====== Given information

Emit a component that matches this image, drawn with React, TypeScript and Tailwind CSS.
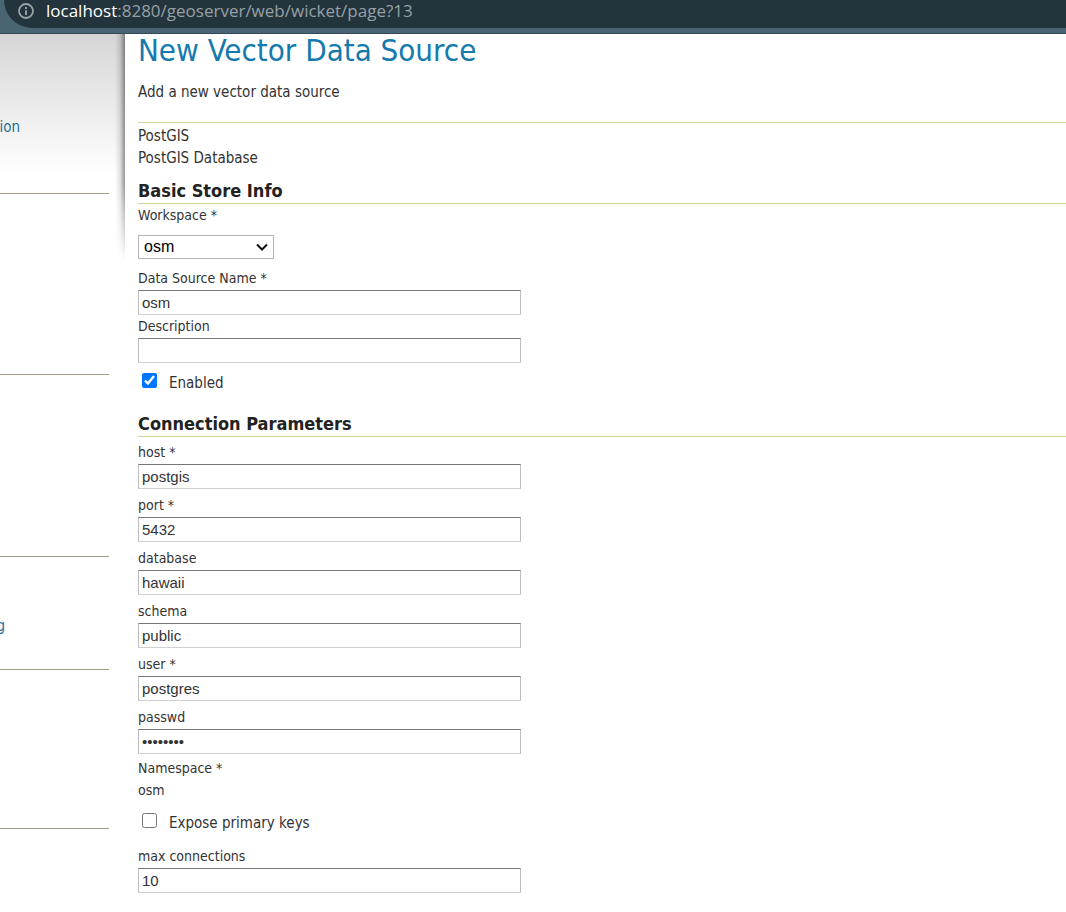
import { useState, type ReactNode } from "react";

function InfoIcon() {
  return (
    <svg width="16" height="16" viewBox="0 0 16 16" fill="none" stroke="#99a3a8" aria-hidden="true">
      <circle cx="8" cy="8" r="7" strokeWidth="1.8" />
      <path d="M8 7.2V12" strokeWidth="1.9" />
      <path d="M8 4V5.9" strokeWidth="1.9" />
    </svg>
  );
}

function AddressBar() {
  return (
    <header className="h-[34px] border-b border-[#34475a] bg-[#4a6572]">
      <div className="ml-1 flex h-7 items-center rounded-bl-[28px] bg-[#24343c] pb-[7px] pl-[14px]">
        <InfoIcon />
        <div className="ml-3 whitespace-nowrap font-['Open_Sans','Noto_Sans',sans-serif] text-[17px] leading-5 text-[#96a1a6]">
          <span className="text-white">localhost</span>:8280/geoserver/web/wicket/page?13
        </div>
      </div>
    </header>
  );
}

function Sidebar() {
  const rule = "mr-4 border-b border-[#a09c84]";
  return (
    <nav className="relative w-[125px] shrink-0 bg-[linear-gradient(#d6d6d6,#ffffff_140px)] text-[15px]">
      <div className={`${rule} h-40 pt-[83px]`}>
        <a href="#configuration" className="flex w-5 justify-end overflow-hidden leading-5 text-[#1f7096]">
          tion
        </a>
      </div>
      <div className={`${rule} h-[181px]`} />
      <div className={`${rule} h-[182px]`} />
      <div className={`${rule} h-[113px] pt-[59px]`}>
        <a href="#caching" className="flex w-[5px] justify-end overflow-hidden leading-5 text-[#1f7096]">
          g
        </a>
      </div>
      <div className={`${rule} h-[159px]`} />
      <div className="absolute right-0 top-0 h-[228px] w-[10px] bg-[linear-gradient(to_right,transparent,#0000001c_50%,#0000006a)] [mask-image:linear-gradient(black_65%,transparent)]" />
    </nav>
  );
}

function SectionTitle({ children }: { children: ReactNode }) {
  return (
    <h2 className="border-b border-[#cdd5a3] text-[18px] font-bold leading-6 text-[#222222]">{children}</h2>
  );
}

type FieldProps = { id: string; label: string; value?: string; type?: string };

function Field({ id, label, value = "", type = "text" }: FieldProps) {
  const [text, setText] = useState(value);
  return (
    <div className="flex flex-col">
      <label htmlFor={id} className="leading-[23px]">
        {label}
      </label>
      <input
        id={id}
        type={type}
        value={text}
        onChange={(e) => setText(e.target.value)}
        className="h-[25px] w-[383px] max-w-full border border-x-[#bdbdbd] border-b-[#d0d0d0] border-t-[#767676] bg-white px-[3px] font-['Liberation_Sans',Arial,sans-serif] text-[15px] text-[#333333] outline-none"
      />
    </div>
  );
}

function Check({ id, label, on = false }: { id: string; label: string; on?: boolean }) {
  return (
    <div className="flex items-start gap-3 pl-1">
      <input id={id} type="checkbox" defaultChecked={on} className="mt-0.5 size-[15px] accent-[#0075ff]" />
      <label htmlFor={id} className="text-[15px] leading-6">
        {label}
      </label>
    </div>
  );
}

export default function App() {
  return (
    <div className="min-h-screen bg-white font-['DejaVu_Sans_Condensed','DejaVu_Sans',sans-serif] text-[14px] text-[#333333]">
      <AddressBar />
      <div className="flex">
        <Sidebar />
        <main className="min-w-0 grow pl-[13px]">
          <h1 className="text-[31px] leading-8 text-[#147aad]">New Vector Data Source</h1>
          <p className="mt-4 text-[15px] leading-5">Add a new vector data source</p>
          <div className="mt-5 border-t border-[#cdd5a3] pt-0.5 text-[15px] leading-[22px]">
            <p>PostGIS</p>
            <p>PostGIS Database</p>
          </div>
          <form>
            <div className="mt-[10px]">
              <SectionTitle>Basic Store Info</SectionTitle>
            </div>
            <label htmlFor="workspace" className="block leading-[23px]">
              Workspace *
            </label>
            <div className="relative my-2 w-[136px]">
              <select
                id="workspace"
                className="block h-6 w-full appearance-none border border-[#b5b5b5] bg-white pl-[5px] font-['Liberation_Sans',Arial,sans-serif] text-[16px] leading-5 text-black"
              >
                <option>osm</option>
              </select>
              <svg
                className="pointer-events-none absolute right-1.5 top-2"
                width="12"
                height="9"
                viewBox="0 0 12 9"
                fill="none"
                stroke="#111111"
                strokeWidth="2"
                aria-hidden="true"
              >
                <path d="M1 1.5 6 6.5 11 1.5" />
              </svg>
            </div>
            <Field id="name" label="Data Source Name *" value="osm" />
            <Field id="description" label="Description" />
            <div className="mt-2">
              <Check id="enabled" label="Enabled" on />
            </div>
            <div className="mt-[17px]">
              <SectionTitle>Connection Parameters</SectionTitle>
            </div>
            <div className="mt-1 flex flex-col gap-[5px]">
              <Field id="host" label="host *" value="postgis" />
              <Field id="port" label="port *" value="5432" />
              <Field id="database" label="database" value="hawaii" />
              <Field id="schema" label="schema" value="public" />
              <Field id="user" label="user *" value="postgres" />
              <Field id="passwd" label="passwd" value="postgres" type="password" />
            </div>
            <div className="mt-[3px] leading-[22px]">
              <p>Namespace *</p>
              <p>osm</p>
            </div>
            <div className="my-[10px]">
              <Check id="expose" label="Expose primary keys" />
            </div>
            <Field id="max" label="max connections" value="10" />
          </form>
        </main>
      </div>
    </div>
  );
}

============

▸ Exercise description:
Restate the whole listing above exactly, except for its images.

▸ Task result:
Emit a component that matches this image, drawn with React, TypeScript and Tailwind CSS.
import { useState, type ReactNode } from "react";

function InfoIcon() {
  return (
    <svg width="16" height="16" viewBox="0 0 16 16" fill="none" stroke="#99a3a8" aria-hidden="true">
      <circle cx="8" cy="8" r="7" strokeWidth="1.8" />
      <path d="M8 7.2V12" strokeWidth="1.9" />
      <path d="M8 4V5.9" strokeWidth="1.9" />
    </svg>
  );
}

function AddressBar() {
  return (
    <header className="h-[34px] border-b border-[#34475a] bg-[#4a6572]">
      <div className="ml-1 flex h-7 items-center rounded-bl-[28px] bg-[#24343c] pb-[7px] pl-[14px]">
        <InfoIcon />
        <div className="ml-3 whitespace-nowrap font-['Open_Sans','Noto_Sans',sans-serif] text-[17px] leading-5 text-[#96a1a6]">
          <span className="text-white">localhost</span>:8280/geoserver/web/wicket/page?13
        </div>
      </div>
    </header>
  );
}

function Sidebar() {
  const rule = "mr-4 border-b border-[#a09c84]";
  return (
    <nav className="relative w-[125px] shrink-0 bg-[linear-gradient(#d6d6d6,#ffffff_140px)] text-[15px]">
      <div className={`${rule} h-40 pt-[83px]`}>
        <a href="#configuration" className="flex w-5 justify-end overflow-hidden leading-5 text-[#1f7096]">
          tion
        </a>
      </div>
      <div className={`${rule} h-[181px]`} />
      <div className={`${rule} h-[182px]`} />
      <div className={`${rule} h-[113px] pt-[59px]`}>
        <a href="#caching" className="flex w-[5px] justify-end overflow-hidden leading-5 text-[#1f7096]">
          g
        </a>
      </div>
      <div className={`${rule} h-[159px]`} />
      <div className="absolute right-0 top-0 h-[228px] w-[10px] bg-[linear-gradient(to_right,transparent,#0000001c_50%,#0000006a)] [mask-image:linear-gradient(black_65%,transparent)]" />
    </nav>
  );
}

function SectionTitle({ children }: { children: ReactNode }) {
  return (
    <h2 className="border-b border-[#cdd5a3] text-[18px] font-bold leading-6 text-[#222222]">{children}</h2>
  );
}

type FieldProps = { id: string; label: string; value?: string; type?: string };

function Field({ id, label, value = "", type = "text" }: FieldProps) {
  const [text, setText] = useState(value);
  return (
    <div className="flex flex-col">
      <label htmlFor={id} className="leading-[23px]">
        {label}
      </label>
      <input
        id={id}
        type={type}
        value={text}
        onChange={(e) => setText(e.target.value)}
        className="h-[25px] w-[383px] max-w-full border border-x-[#bdbdbd] border-b-[#d0d0d0] border-t-[#767676] bg-white px-[3px] font-['Liberation_Sans',Arial,sans-serif] text-[15px] text-[#333333] outline-none"
      />
    </div>
  );
}

function Check({ id, label, on = false }: { id: string; label: string; on?: boolean }) {
  return (
    <div className="flex items-start gap-3 pl-1">
      <input id={id} type="checkbox" defaultChecked={on} className="mt-0.5 size-[15px] accent-[#0075ff]" />
      <label htmlFor={id} className="text-[15px] leading-6">
        {label}
      </label>
    </div>
  );
}

export default function App() {
  return (
    <div className="min-h-screen bg-white font-['DejaVu_Sans_Condensed','DejaVu_Sans',sans-serif] text-[14px] text-[#333333]">
      <AddressBar />
      <div className="flex">
        <Sidebar />
        <main className="min-w-0 grow pl-[13px]">
          <h1 className="text-[31px] leading-8 text-[#147aad]">New Vector Data Source</h1>
          <p className="mt-4 text-[15px] leading-5">Add a new vector data source</p>
          <div className="mt-5 border-t border-[#cdd5a3] pt-0.5 text-[15px] leading-[22px]">
            <p>PostGIS</p>
            <p>PostGIS Database</p>
          </div>
          <form>
            <div className="mt-[10px]">
              <SectionTitle>Basic Store Info</SectionTitle>
            </div>
            <label htmlFor="workspace" className="block leading-[23px]">
              Workspace *
            </label>
            <div className="relative my-2 w-[136px]">
              <select
                id="workspace"
                className="block h-6 w-full appearance-none border border-[#b5b5b5] bg-white pl-[5px] font-['Liberation_Sans',Arial,sans-serif] text-[16px] leading-5 text-black"
              >
                <option>osm</option>
              </select>
              <svg
                className="pointer-events-none absolute right-1.5 top-2"
                width="12"
                height="9"
                viewBox="0 0 12 9"
                fill="none"
                stroke="#111111"
                strokeWidth="2"
                aria-hidden="true"
              >
                <path d="M1 1.5 6 6.5 11 1.5" />
              </svg>
            </div>
            <Field id="name" label="Data Source Name *" value="osm" />
            <Field id="description" label="Description" />
            <div className="mt-2">
              <Check id="enabled" label="Enabled" on />
            </div>
            <div className="mt-[17px]">
              <SectionTitle>Connection Parameters</SectionTitle>
            </div>
            <div className="mt-1 flex flex-col gap-[5px]">
              <Field id="host" label="host *" value="postgis" />
              <Field id="port" label="port *" value="5432" />
              <Field id="database" label="database" value="hawaii" />
              <Field id="schema" label="schema" value="public" />
              <Field id="user" label="user *" value="postgres" />
              <Field id="passwd" label="passwd" value="postgres" type="password" />
            </div>
            <div className="mt-[3px] leading-[22px]">
              <p>Namespace *</p>
              <p>osm</p>
            </div>
            <div className="my-[10px]">
              <Check id="expose" label="Expose primary keys" />
            </div>
            <Field id="max" label="max connections" value="10" />
          </form>
        </main>
      </div>
    </div>
  );
}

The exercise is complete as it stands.